It would probably make sense to have some micro-benchmarks for some loops with varying trip counts (both statically known and unknown) to cover the end-to-end flow and allow for easy evaluation. Sharing the generated assembly end-to-end for some of those might help, as @sjoerdmeijer suggested?

(I don't think we should add end-to-end tests to llvm-project/llvm/tests/ directly that run the vectorizer (and possibly other passes) all the way down to assembly)

sjoerdmeijer

This patch basically contains two parts: the LAA/SCEV and the vectorisation part.

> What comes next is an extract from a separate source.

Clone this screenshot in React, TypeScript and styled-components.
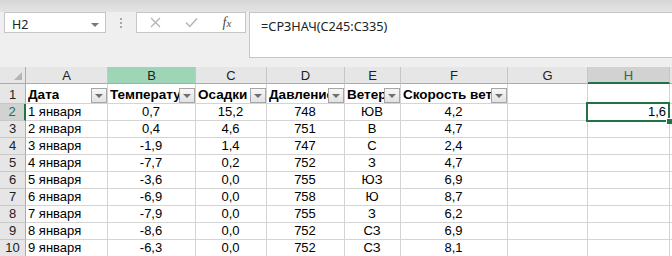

I have only looked at the vectorisation part and that looks good to me:

thanks for taking the cost-model remarks into account, the added logic seems like a good first step,
the option to vectorise loops with early breaks is off by default. This allows us to experiment more with this, possibly refine the cost-model, without creating a lot of turbulence.
It's a shame we can't look at final codegen for these sort of patches, but that is not a problem of this patch. I like the idea of some microbenchmarks for this, but given that this is off by default I don't think that this needs to hold up this patch.

So, LGTM, but I haven't looked at the LAA part, perhaps @nikic or @nikolaypanchenko can sign off on that part.

fhahn

LV already support vectorizing early-exit loops for arguably even simpler cases, i.e. the exit counts for all exits can be computed (in that case, the scalar epilogue is run at least once to fix) https://llvm.godbolt.org/z/35v3nzY7K. So it would probably be worth clarifying that in the commit title.

I added some initial comments/questions, but as this patch touches a lot of different things I wasn't yet able to complete a full look through. Hope to make it through all of it by early/mid next week.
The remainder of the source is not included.